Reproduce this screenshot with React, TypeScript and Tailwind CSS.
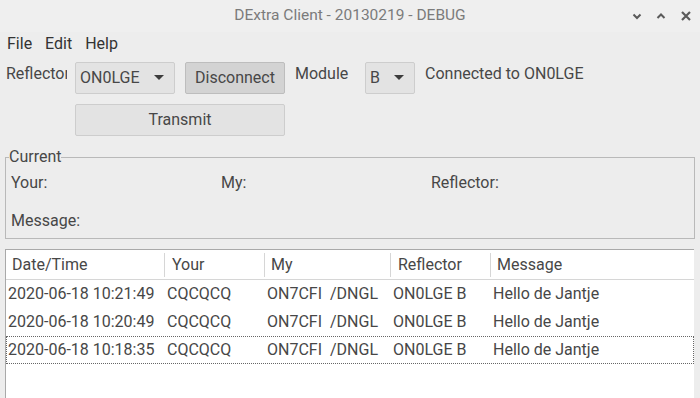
import React from "react";

type Row = {
  date: string;
  your: string;
  my: string;
  reflector: string;
  message: string;
};

const rows: Row[] = [
  { date: "2020-06-18 10:21:49", your: "CQCQCQ", my: "ON7CFI  /DNGL", reflector: "ON0LGE B", message: "Hello de Jantje" },
  { date: "2020-06-18 10:20:49", your: "CQCQCQ", my: "ON7CFI  /DNGL", reflector: "ON0LGE B", message: "Hello de Jantje" },
  { date: "2020-06-18 10:18:35", your: "CQCQCQ", my: "ON7CFI  /DNGL", reflector: "ON0LGE B", message: "Hello de Jantje" },
];

const Caret = () => (
  <svg width="10" height="6" viewBox="0 0 10 6">
    <path d="M0 0 L10 0 L5 5 Z" fill="#3c3c3c" />
  </svg>
);

const Combo = ({ value, width }: { value: string; width: string }) => (
  <div
    className={`${width} flex h-[32px] items-center justify-between rounded-[2px] border border-[#cdcdcd] bg-[#e3e3e3] pl-[4px] pr-[10px]`}>
    <span>{value}</span>
    <Caret />
  </div>
);

const App = () => {
  return (
    <div
      className="flex h-[398px] w-[700px] flex-col overflow-hidden bg-[#ededed] text-[16px] text-[#474747]"
      style={{ fontFamily: "Roboto, 'Liberation Sans', sans-serif" }}>
      {/* title bar */}
      <div className="relative flex h-[32px] shrink-0 items-center justify-center bg-[#efefef]">
        <span className="text-[15.5px] text-[#7b7b7b]">DExtra Client - 20130219 - DEBUG</span>
        <div className="absolute right-[8px] top-[10px] flex items-center gap-[14px]">
          <svg width="10" height="10" viewBox="0 0 10 10">
            <path d="M1.5 3.5 L5 7 L8.5 3.5" stroke="#5a5a5a" strokeWidth="2" fill="none" />
          </svg>
          <svg width="10" height="10" viewBox="0 0 10 10">
            <path d="M1.5 7 L5 3.5 L8.5 7" stroke="#5a5a5a" strokeWidth="2" fill="none" />
          </svg>
          <svg width="12" height="12" viewBox="0 0 12 12">
            <path d="M2 2 L10 10 M10 2 L2 10" stroke="#5a5a5a" strokeWidth="2.2" fill="none" />
          </svg>
        </div>
      </div>

      {/* menu */}
      <div className="mt-[1px] flex h-[22px] shrink-0 items-center gap-[13px] px-[7px] text-[#333]">
        <span>File</span>
        <span>Edit</span>
        <span>Help</span>
      </div>

      {/* controls */}
      <div className="mt-[7px] flex items-start">
        <div className="ml-[6px] w-[61px] overflow-hidden whitespace-nowrap pt-[1px] leading-[22px]">Reflector</div>
        <div className="ml-[8px]">
          <Combo value="ON0LGE" width="w-[100px]" />
        </div>
        <button className="ml-[10px] h-[32px] w-[100px] rounded-[2px] border border-[#bdbdbd] bg-[#d3d3d3]">
          Disconnect
        </button>
        <div className="ml-[10px] w-[70px] pt-[1px] leading-[22px]">Module</div>
        <Combo value="B" width="w-[50px]" />
        <div className="ml-[10px] pt-[1px] leading-[22px]">Connected to ON0LGE</div>
      </div>
      <div className="mt-[10px] pl-[75px]">
        <button className="h-[32px] w-[210px] rounded-[2px] border border-[#cdcdcd] bg-[#e3e3e3]">Transmit</button>
      </div>

      {/* current group */}
      <fieldset className="mx-[5px] mt-[12px] h-[91px] shrink-0 border border-[#b9b9b9] px-[5px]">
        <legend className="-ml-[2px] px-0 leading-[18px]">Current</legend>
        <div className="grid grid-cols-[210px_210px_1fr] pt-[8px] leading-[18px]">
          <span>Your:</span>
          <span>My:</span>
          <span>Reflector:</span>
          <span className="mt-[20px]">Message:</span>
        </div>
      </fieldset>

      {/* log table */}
      <div className="ml-[5px] mr-[6px] mt-[10px] flex-1 border-l border-t border-[#a9a9a9] bg-white">
        <div className="flex h-[30px] items-center border-b border-[#d6d6d6]">
          <div className="w-[159px] border-r border-[#d6d6d6] pl-[6px]">Date/Time</div>
          <div className="w-[100px] border-r border-[#d6d6d6] pl-[7px]">Your</div>
          <div className="w-[126px] border-r border-[#d6d6d6] pl-[6px]">My</div>
          <div className="w-[100px] border-r border-[#d6d6d6] pl-[7px]">Reflector</div>
          <div className="pl-[6px]">Message</div>
        </div>
        {rows.map((row, i) => (
          <div
            key={i}
            className={`flex h-[28px] items-center whitespace-pre border ${
              i === rows.length - 1 ? "border-dotted border-[#666]" : "border-transparent"
            }`}>
            <div className="w-[160px] pl-[1px]">{row.date}</div>
            <div className="w-[100px]">{row.your}</div>
            <div className="w-[126px]">{row.my}</div>
            <div className="w-[100px]">{row.reflector}</div>
            <div>{row.message}</div>
          </div>
        ))}
      </div>
    </div>
  );
};

export default App;
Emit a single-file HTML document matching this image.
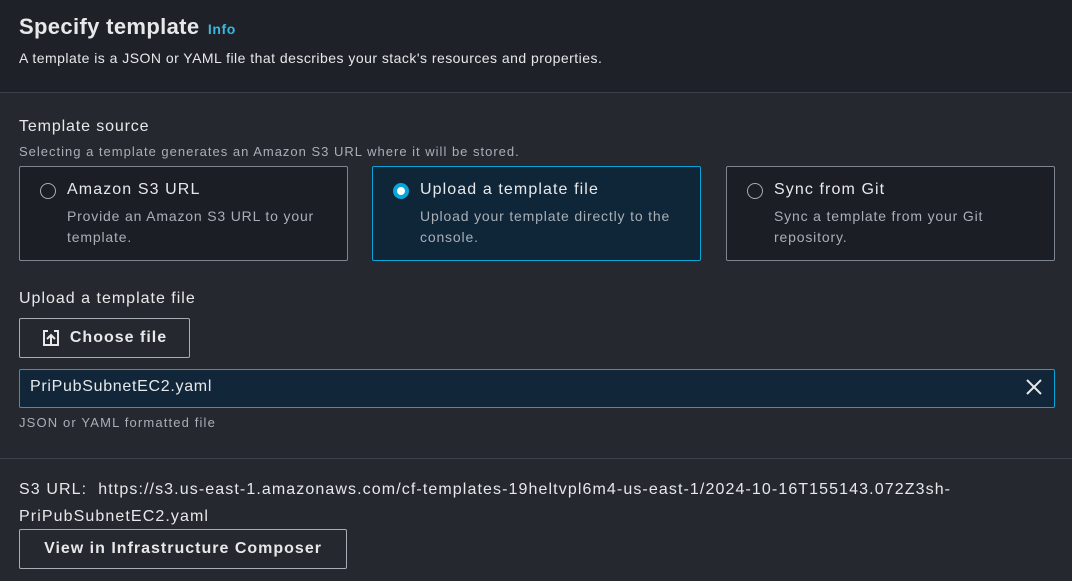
<!DOCTYPE html>
<html><head><style>
*{margin:0;padding:0;box-sizing:border-box}
body{width:1072px;height:581px;background:#25282e;font-family:"Liberation Sans",sans-serif;color:#e6e8ea;position:relative;overflow:hidden}
.a{position:absolute;white-space:nowrap}
.hdr{position:absolute;left:0;top:0;width:1072px;height:93px;background:#1e2128;border-bottom:1px solid #3c4048}
.card{position:absolute;top:166px;width:329px;height:95px;border:1px solid #7d8590;border-radius:2px;background:#1b1e25}
.card.sel{border-color:#0aa5d8;background:#0f2538}
.rad{position:absolute;left:20px;top:16px;width:16px;height:16px;border-radius:50%;border:1.5px solid #a7adb5}
.sel .rad{border:4.5px solid #0aa5d8;background:#fff}
.ct{position:absolute;left:47px;top:14px;font-size:16px;color:#e6e8ea;letter-spacing:1.1px}
.cd{position:absolute;left:47px;top:39px;font-size:14px;color:#a9afb7;line-height:21px;letter-spacing:0.83px}
.btn{position:absolute;border:1px solid #a7adb5;border-radius:2px;font-weight:bold;font-size:16px;color:#e6e8ea;display:flex;align-items:center;justify-content:center;letter-spacing:1px}
</style></head><body>
<div class="hdr"></div>
<div class="a" style="left:19px;top:14px;font-size:22px;font-weight:bold;letter-spacing:0.35px">Specify template <span style="font-size:14px;color:#3bb6e0;margin-left:2px;letter-spacing:0.6px">Info</span></div>
<div class="a" style="left:19px;top:50px;font-size:14px;letter-spacing:0.47px">A template is a JSON or YAML file that describes your stack's resources and properties.</div>
<div class="a" style="left:19px;top:118px;font-size:16px;letter-spacing:0.87px">Template source</div>
<div class="a" style="left:19px;top:144px;font-size:13px;color:#a9afb7;letter-spacing:1px">Selecting a template generates an Amazon S3 URL where it will be stored.</div>
<div class="card" style="left:19px"><div class="rad"></div><div class="ct">Amazon S3 URL</div><div class="cd">Provide an Amazon S3 URL to your<br>template.</div></div>
<div class="card sel" style="left:372px"><div class="rad"></div><div class="ct">Upload a template file</div><div class="cd">Upload your template directly to the<br>console.</div></div>
<div class="card" style="left:726px"><div class="rad"></div><div class="ct">Sync from Git</div><div class="cd">Sync a template from your Git<br>repository.</div></div>
<div class="a" style="left:19px;top:290px;font-size:16px;letter-spacing:1px">Upload a template file</div>
<div class="btn" style="left:19px;top:318px;width:171px;height:40px">
<svg width="18" height="18" viewBox="0 0 18 18" style="margin-right:10px"><path d="M6 2H2v14h14V2h-4M5 10l4-4 4 4M9 6v10" fill="none" stroke="#e6e8ea" stroke-width="2"/></svg>Choose file</div>
<div class="a" style="left:19px;top:369px;width:1036px;height:39px;border:1px solid #0aa5d8;border-radius:2px;background:#12263a"></div>
<div class="a" style="left:30px;top:378px;font-size:16px;letter-spacing:0.7px">PriPubSubnetEC2.yaml</div>
<svg class="a" style="left:1025px;top:378px" width="18" height="18" viewBox="0 0 18 18"><path d="M2 2l14 14M16 2L2 16" stroke="#e6e8ea" stroke-width="2"/></svg>
<div class="a" style="left:19px;top:415px;font-size:13px;color:#a9afb7;letter-spacing:1.15px">JSON or YAML formatted file</div>
<div class="a" style="left:0;top:458px;width:1072px;height:1px;background:#3c4048"></div>
<div class="a" style="left:19px;top:476px;font-size:16px;letter-spacing:1.1px;line-height:27px">S3 URL:&nbsp; https://s3.us-east-1.amazonaws.com/cf-templates-19heltvpl6m4-us-east-1/2024-10-16T155143.072Z3sh-<br>PriPubSubnetEC2.yaml</div>
<div class="btn" style="left:19px;top:529px;width:328px;height:40px">View in Infrastructure Composer</div>
</body></html>
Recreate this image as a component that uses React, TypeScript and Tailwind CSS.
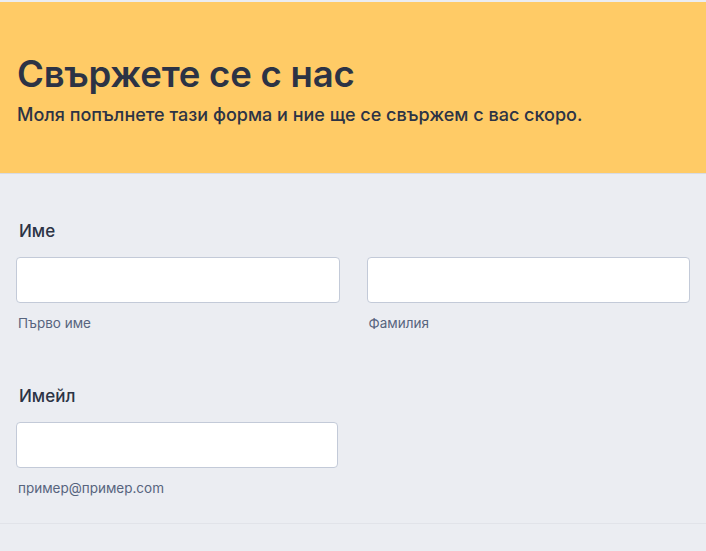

| WRITTEN PROBLEM |
Your answer should be a single number: how many lines in the data above include "Tailwind"?

| TASK ANSWER |
2